Вторая смерть наступила при изобретении электронного метронома и электронных барабанов. Нет, конечно, механические метрономы были задолго до этого - для репетиций. Но никому не приходило в голову нанизать музыку на ритм, лишенный жизни. А жизнь - это масса ритмов, спрятанных в природе, и прежде всего биение нашего сердца, и оно никогда не бьется равномерно. Мы волнуемся, и наш пульс учащается. И сейчас концертные исполнения рок н ролльных артистов в полтора раза быстрее студийных. Сравните состояние на сцене перед беснующимися фанами и в пустой прохладной студии. Практически вся заводная музыка тридцатых - шестидесятых от начала к концу хоть чуточку ускорялась - не специально, разумеется. На столько же повышался пульс исполнителя. Сейчас это считается большим недостатком. По моему, это естественное и потому необходимое качество.

Сегодня придумали массу хитростей, чтобы замаскировать бездушного электронного барабанщика под живого. Например, в его идеально точную ритмически игру специально вводят маленькие ошибки. На покойника наводят румянец и ждут, когда он зашевелит пальчиками.

Третья смерть - изобретение музыкальных компьютерных программ. Я хорошо помню взрыв музыкальной электроники в семидесятых - Эмерсон, Жан Мишель Жарр, Томито. Мне казалось тогда, что человечество пойдет по пути поиска новых, неизвестных ему звуков, порожденных новыми приборами. А мода на это дело продержалась недолго, после чего вся электроника на девяносто девять процентов свелась к имитации уже известных нам, изобретенных давным давно инструментов. Консервы породили консервы следующего поколения.

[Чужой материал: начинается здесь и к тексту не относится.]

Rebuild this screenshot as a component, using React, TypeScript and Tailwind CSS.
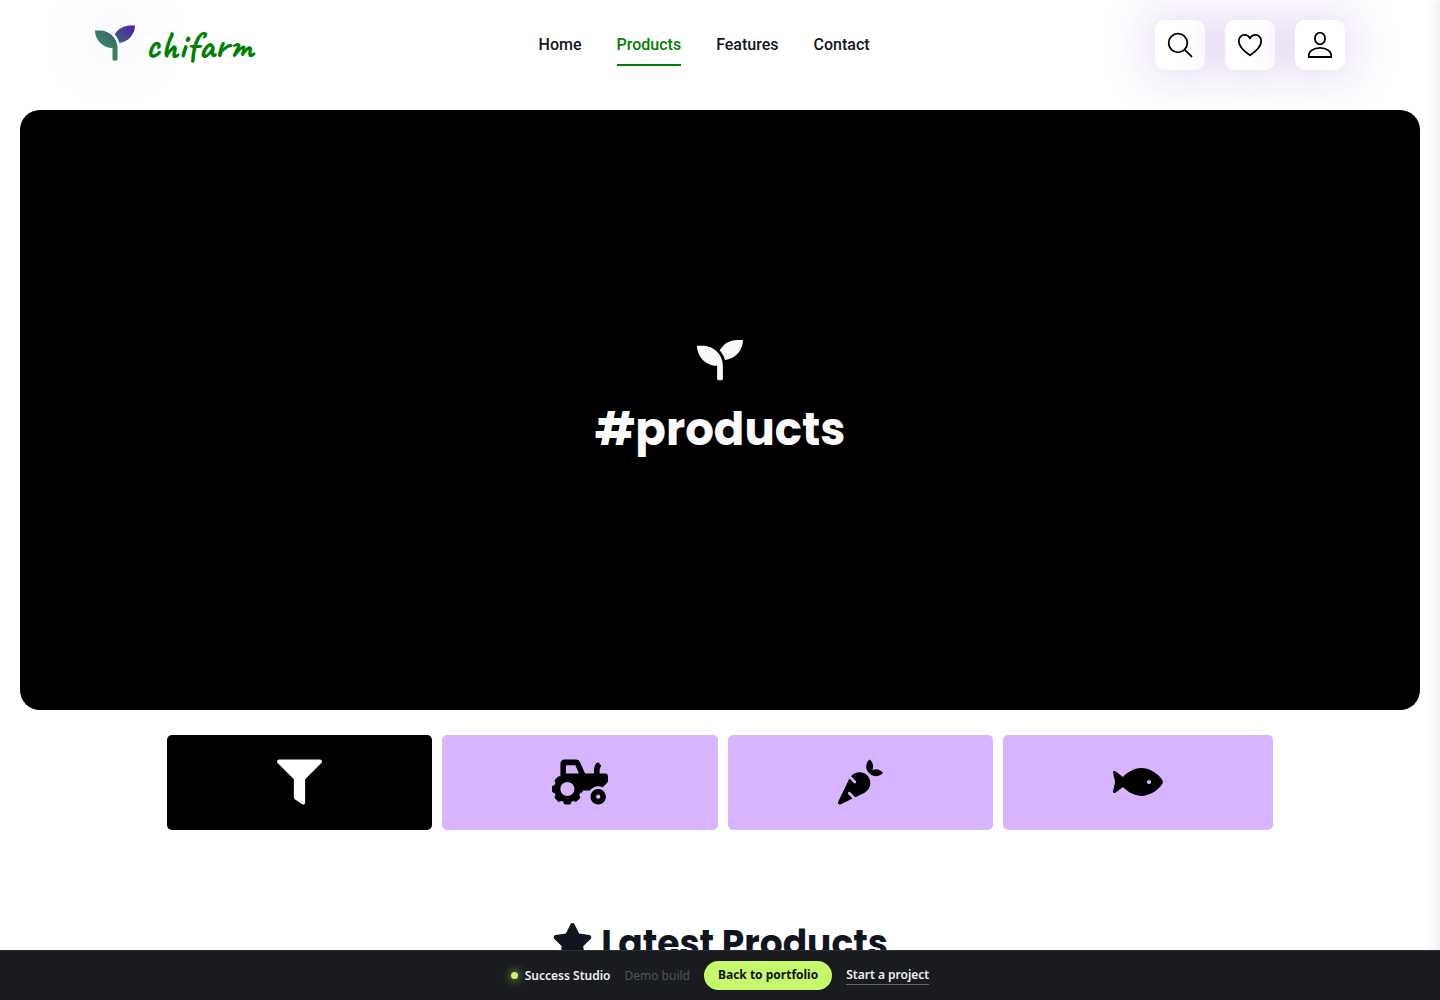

Имитация живых звуков музыкальных инструментов дошла до совершенства - и осталась имитацией. Там есть все - обертона, вибрация, богатство тембра, нет только той информации, которая присуща звуку, когда его извлекает из живого инструмента живой человек. Когда я слышу запись фокстрота тридцатых годов в исполнении какого нибудь джаз банда (а это все таки консервы первого поколения), я все равно поражаюсь тому, как живые вибрации, драйв каждого музыканта (чуть чуть разный!) складываются в мощный общий поток энергии. Бегун на фото застыл, но застыл красиво. Что бы я ощутил, если бы удалось оказаться там и тогда, когда все это игралось и еще оставалось уникальным?

На современном компьютере можно складывать музыку, как конструктор из кубиков. Подвигать туда сюда, поменять местами пару фраз, заменить ритм. Конечно, это тоже будет музыка. Но не та, которую мы знали.

Глупо стоять на пути прогресса. Уже выросло поколение, вскормленное консервами второго порядка. Для них эти звуки так же естественны и желанны, как для меняя «Рикенбеккер», включенный в «Вокс», а для моего отца - хор саксофонов Гленна Миллера. Они усовершенствуют компьютеры, и я даже не могу представить себе, что будет у них в арсенале лет через десять. Все идет своим чередом, и, видимо, слава Богу.

И все таки, отрывая музыку от живых рук и губ, живого пульса и живого сердца, мы что то убиваем в ней. И если мы видим, как человечество становится на наших глазах циничней, жестче и инфантильней одновременно - боюсь, тут не без консервов.